UCHAR_MAX isn't guranteed to fit in an int, but maybe we'll get a
consistent result across all implementations if we use it? I'll have
to look up the rules for signed to unsigned conversions. As far as I
know though, it's something along the lines of:

target = TARGET_TYPE_MAX + 1 - negative_number

~0 is a different value on different systems, depending on the system
used to represent negative numbers.

The ~ is a bitwise operator, not an arithmetic one. 0 is an int that
must be represented by all bits 0. ~0 must therefore be an int with
all bits 1, regardless of what value it represents. Since sizeof(int)
must be at least as large as sizeof(char) which is the same as
sizeof(unsigned char), when ~0 is converted to unsigned char in the
call to memset, the resulting value will have all bits 1 also.
Any other takers for what we should give memset? I think basically we
need an int value that will convert to UCHAR_MAX on every
implementation? Maybe we might have to delve into determing the number
system via macros, but I'm just thinking out loud. In the end we'd
have:

memset(data, INT_VALUE_THAT_WILL_YIELD_UCHAR_MAX, sizeof data);


Remove del for email
 
P

Philip Potter

Joachim said:
signed int has the same sizes as unsigned int, so it does have the same
number of bits, so it would fit. It would not represent the same number
though.

So the number UCHAR_MAX does not fit into an int. Some other number has
taken its place.

By your argument there is no constant which doesn't fit into an int!
typedef sizet_t unsigned int;
size_t size = (size_t)-1;

is legal, isn't it?

That's a different issue. It's legal, but you wouldn't say that -1 fits
into a size_t, would you?
 
P

pete

Barry said:
The ~ is a bitwise operator, not an arithmetic one. 0 is an int that
must be represented by all bits 0. ~0 must therefore be an int with
all bits 1, regardless of what value it represents.
Since sizeof(int)
must be at least as large as sizeof(char) which is the same as
sizeof(unsigned char),

So far, so good.
when ~0 is converted to unsigned char in the
call to memset, the resulting value will have all bits 1 also.

No.
Conversion to unsigned char isn't a bitwise operation.
Conversion to unsigned char depends on the value of (~0)
rather than on its bit pattern.
In one's complement, (~0) is either zero,
or negative zero, or a trap.
 
M

mark_bluemel

I've already started a thread about this but it descended into crap
mostly because of incompetant replies.

Newgroup responses are worth at least what you pay for them...
I'll be very specific about what I'm asking, so please if you don't
know shit about C or how to code then just stay quiet.
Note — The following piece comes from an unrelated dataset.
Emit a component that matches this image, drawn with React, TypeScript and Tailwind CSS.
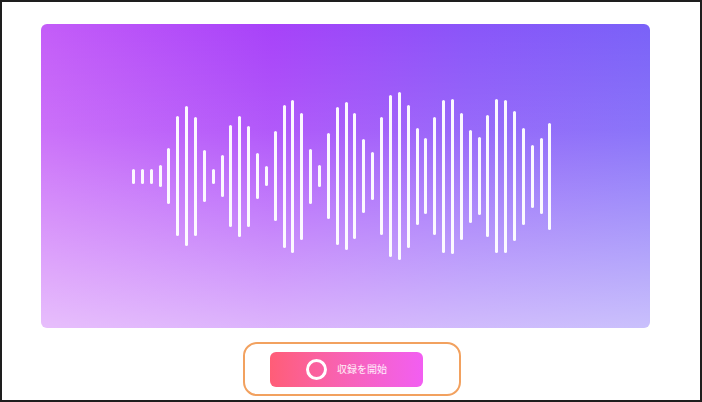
const bars = [
  15, 15, 15, 22, 56, 120, 140, 119, 52, 15,
  42, 102, 121, 101, 46, 20, 90, 143, 153, 127,
  55, 22, 86, 138, 148, 126, 74, 48, 118, 162,
  168, 143, 97, 76, 118, 153, 155, 127, 93, 78,
  122, 154, 153, 130, 97, 63, 76, 107,
];

function Waveform() {
  return (
    <div className="flex h-full items-center gap-[5.87px] pl-[91px]">
      {bars.map((height, i) => (
        <span key={i} className="block w-[3px] rounded-full bg-white/95" style={{ height }} />
      ))}
    </div>
  );
}

export default function App() {
  return (
    <div className="h-[402px] w-[702px] border-2 border-[#1e1e1e] bg-white font-['Noto_Sans_CJK_JP','Noto_Sans',sans-serif]">
      <div className="ml-[39px] mt-[22px] h-[304px] w-[609px] overflow-hidden rounded-md bg-[linear-gradient(to_bottom,rgba(255,255,255,0)_0%,rgba(255,255,255,0.12)_35%,rgba(255,255,255,0.6)_100%),linear-gradient(to_right,#c45df8_0%,#a742f9_38%,#8a55f9_70%,#7a62f8_100%)]">
        <Waveform />
      </div>

      <div className="ml-[241px] mt-[14px] flex h-[54px] w-[218px] items-center rounded-[14px] border-2 border-[#f2a15f]">
        <button
          type="button"
          className="ml-[25px] flex h-[35px] w-[153px] items-center gap-[10px] rounded-md bg-gradient-to-r from-[#ff5d77] to-[#f25ef2] pl-[36px]"
        >
          <span className="block h-[21px] w-[21px] rounded-full border-[3px] border-white" />
          <span className="text-[10px] leading-none text-white/90">収録を開始</span>
        </button>
      </div>
    </div>
  );
}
This is a public newsgroup. People can choose for themselves whether
and how to respond. My response is just on the verge of killfiling
you. You can equally choose to killfile those you determine unworthy
of your consideration...
What argument can I give memset in order to set an entire chunk of
memory to all bits 1?

I heard you the first time and answered you, correctly as far as I can
tell, in the previous thread.

[Snip]
~0 is a different value on different systems, depending on the system
used to represent negative numbers.

The standard suggests that you are incorrect here, probably due to you
being confused between numeric and bitwise interpretations of data.
Any other takers for what we should give memset? I think basically we
need an int value that will convert to UCHAR_MAX on every
implementation?

I think you're mistaken. You need a value with all bits set. Bitwise
operations seem a more sensible way to achieve that than arithmetic
ones...
 
M

mark_bluemel

I've already started a thread about this but it descended into crap
mostly because of incompetant replies.

Newgroup responses are worth at least what you pay for them...
I'll be very specific about what I'm asking, so please if you don't
know shit about C or how to code then just stay quiet.

This is a public newsgroup. People can choose for themselves whether
and how to respond. My response is just on the verge of killfiling
you. You can equally choose to killfile those you determine unworthy
of your consideration...
What argument can I give memset in order to set an entire chunk of
memory to all bits 1?

I heard you the first time and answered you, correctly as far as I can
tell, in the previous thread.

[Snip]
~0 is a different value on different systems, depending on the system
used to represent negative numbers.

The standard suggests that you are incorrect here, probably due to you
being confused between numeric and bitwise interpretations of data.

Pete's response to Barry on the other hand suggests I'm confused. Fair
enough, I try to learn from my mistakes...
 
P

pete

Pete's response to Barry on the other hand suggests I'm confused. Fair
enough, I try to learn from my mistakes...

(~0) is INT_MIN in sign and magnitude representation.
(~0) is -1 in two's complement representation.
 
J

Joachim Schmitz

But if I take it out there and interprete it as an unsigned char, I have it
back, don't I?
So the number UCHAR_MAX does not fit into an int. Some other number has
taken its place.

By your argument there is no constant which doesn't fit into an int!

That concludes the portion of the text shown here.